Not even Frederick Douglass, who the trustees had successfully encouraged to assume the role of the bank’s president in March 1874, could rescue its tarnished reputation. The trustees had hoped that Douglass could restore the depositors’ faith in the bank. Douglass believed that if he and other freed people invested in the bank, a representation of Black peoples’ “thrift and economy,” that “more consideration and respect would be shown to the colored people of the whole country.” The brilliant orator, however, could not restore African Americans’ trust in an unreliable institution.
Congress ordered the bank to cease operations and close on June 29, 1874. The 61,144 depositors who still held accounts, many of whom poured their savings into this financial institution, collectively lost almost $3 million (approximately $80.65 million today).
Although politicians and the comptroller of the currency could have pressured bank administrators to do right by the depositors, they did nothing.

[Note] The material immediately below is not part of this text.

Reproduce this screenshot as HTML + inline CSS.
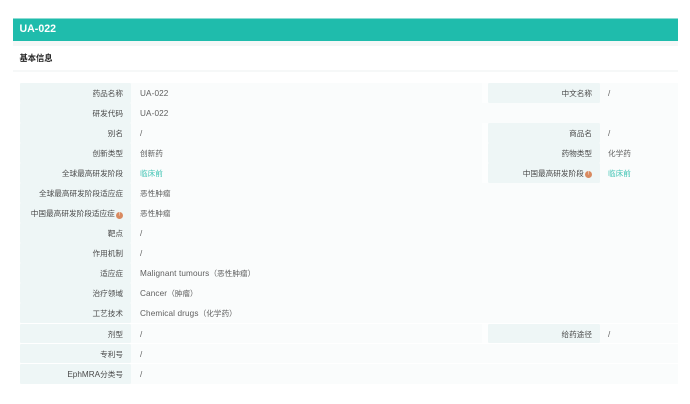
<!DOCTYPE html>
<html lang="zh">
<head>
<meta charset="utf-8">
<title>UA-022</title>
<style>
html,body{margin:0;padding:0;background:#fff;}
body{width:690px;height:404px;overflow:hidden;position:relative;font-family:"Liberation Sans","Noto Sans CJK SC",sans-serif;}
#wrap{position:absolute;left:0;top:0;width:690px;height:404px;filter:blur(0.35px);}
.b{position:absolute;}
.bar{left:13px;top:17.5px;width:665px;height:23px;background:#1fbcac;border-top:0.5px solid #8fdcd3;box-sizing:border-box;}
.title{position:absolute;left:19.5px;top:19.5px;height:17px;line-height:19px;font-size:10.6px;font-weight:bold;color:#fff;}
.sec{position:absolute;left:19.5px;top:52px;line-height:14px;font-size:8.25px;font-weight:bold;color:#222;}
.row{position:absolute;left:19.5px;width:658px;height:19.5px;background:#fafcfc;}
.lab{position:absolute;width:111.5px;height:19.5px;background:#eef6f6;border-radius:1.5px;box-sizing:border-box;text-align:right;padding-right:8px;font-size:7.65px;line-height:21px;color:#4a4a4a;white-space:nowrap;}
.val{position:absolute;height:19.5px;font-size:7.65px;line-height:21px;color:#5e5e5e;white-space:nowrap;}
.en{font-size:8.2px;letter-spacing:.12px;}
.g{color:#43c4b5;}
.gap{position:absolute;left:482px;width:6px;height:19.5px;background:#fdfefe;}
.i{display:inline-block;width:7px;height:7px;border-radius:50%;background:#d98a60;color:#fff;font-size:5px;line-height:7px;text-align:center;margin-left:1.2px;vertical-align:0.8px;font-style:italic;}
</style>
</head>
<body>
<div id="wrap">
<div class="b bar"></div>
<div class="title">UA-022</div>
<div class="b" style="left:13px;top:40.5px;width:665px;height:5.5px;background:#f5f7f7;"></div>
<div class="sec">基本信息</div>
<div class="b" style="left:13px;top:70px;width:665px;height:2px;background:#f6f8f8;"></div>

<div class="row" style="top:83px"></div>
<div class="row" style="top:103px"></div>
<div class="row" style="top:123px"></div>
<div class="row" style="top:143.2px"></div>
<div class="row" style="top:163.2px"></div>
<div class="row" style="top:183.4px"></div>
<div class="row" style="top:203.4px"></div>
<div class="row" style="top:223.4px"></div>
<div class="row" style="top:243.4px"></div>
<div class="row" style="top:263.4px"></div>
<div class="row" style="top:283.4px"></div>
<div class="row" style="top:303.4px"></div>
<div class="row" style="top:323.5px"></div>
<div class="row" style="top:343.5px"></div>
<div class="row" style="top:364px"></div>

<div class="gap" style="top:83px"></div>
<div class="gap" style="top:123px"></div>
<div class="gap" style="top:143.2px"></div>
<div class="gap" style="top:163.2px"></div>
<div class="gap" style="top:323.5px"></div>

<div class="lab" style="left:19.5px;top:83px">药品名称</div><div class="val en" style="left:140px;top:83px">UA-022</div>
<div class="lab" style="left:19.5px;top:103px">研发代码</div><div class="val en" style="left:140px;top:103px">UA-022</div>
<div class="lab" style="left:19.5px;top:123px">别名</div><div class="val en" style="left:140px;top:123px">/</div>
<div class="lab" style="left:19.5px;top:143.2px">创新类型</div><div class="val" style="left:140px;top:143.2px">创新药</div>
<div class="lab" style="left:19.5px;top:163.2px">全球最高研发阶段</div><div class="val g" style="left:140px;top:163.2px">临床前</div>
<div class="lab" style="left:19.5px;top:183.4px">全球最高研发阶段适应症</div><div class="val" style="left:140px;top:183.4px">恶性肿瘤</div>
<div class="lab" style="left:19.5px;top:203.4px">中国最高研发阶段适应症<span class="i">!</span></div><div class="val" style="left:140px;top:203.4px">恶性肿瘤</div>
<div class="lab" style="left:19.5px;top:223.4px">靶点</div><div class="val en" style="left:140px;top:223.4px">/</div>
<div class="lab" style="left:19.5px;top:243.4px">作用机制</div><div class="val en" style="left:140px;top:243.4px">/</div>
<div class="lab" style="left:19.5px;top:263.4px">适应症</div><div class="val en" style="left:140px;top:263.4px">Malignant tumours<span style="font-size:7.65px;letter-spacing:0">（恶性肿瘤）</span></div>
<div class="lab" style="left:19.5px;top:283.4px">治疗领域</div><div class="val en" style="left:140px;top:283.4px">Cancer<span style="font-size:7.65px;letter-spacing:0">（肿瘤）</span></div>
<div class="lab" style="left:19.5px;top:303.4px">工艺技术</div><div class="val en" style="left:140px;top:303.4px">Chemical drugs<span style="font-size:7.65px;letter-spacing:0">（化学药）</span></div>
<div class="lab" style="left:19.5px;top:323.5px">剂型</div><div class="val en" style="left:140px;top:323.5px">/</div>
<div class="lab" style="left:19.5px;top:343.5px">专利号</div><div class="val en" style="left:140px;top:343.5px">/</div>
<div class="lab" style="left:19.5px;top:364px"><span style="font-size:8.2px">EphMRA</span>分类号</div><div class="val en" style="left:140px;top:364px">/</div>

<div class="lab" style="left:488px;top:83px;width:112px">中文名称</div><div class="val en" style="left:608px;top:83px">/</div>
<div class="lab" style="left:488px;top:123px;width:112px">商品名</div><div class="val en" style="left:608px;top:123px">/</div>
<div class="lab" style="left:488px;top:143.2px;width:112px">药物类型</div><div class="val" style="left:608px;top:143.2px">化学药</div>
<div class="lab" style="left:488px;top:163.2px;width:112px">中国最高研发阶段<span class="i">!</span></div><div class="val g" style="left:608px;top:163.2px">临床前</div>
<div class="lab" style="left:488px;top:323.5px;width:112px">给药途径</div><div class="val en" style="left:608px;top:323.5px">/</div>
</div>
</body>
</html>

Congressional hearings were held between 1874 and 1910, with members of Congress sponsoring bills to reimburse defrauded depositors. But as the federal government retreated from protecting African Americans’ citizenship rights during this period, the plight of the Freedman’s Bank depositors drifted from politicians’ view as well.
The Freedman’s Bank Forum, and the Biden-Harris administration’s most recent strategies to combat racial and economic inequality, deploy the legacy of the Freedman’s Bank’s initial mission. But connecting this important policy goal to a bank with a fraught legacy in African American communities obscures the ways in which the federal government and the financial services industry protected their interests over the economic security of the formerly enslaved.
The bank was founded as a vehicle for African Americans to build a stable economic foundation as they emerged out of slavery. Instead, it shaped the exploitative relationship between the banking industry and minority communities in America — one that continues today.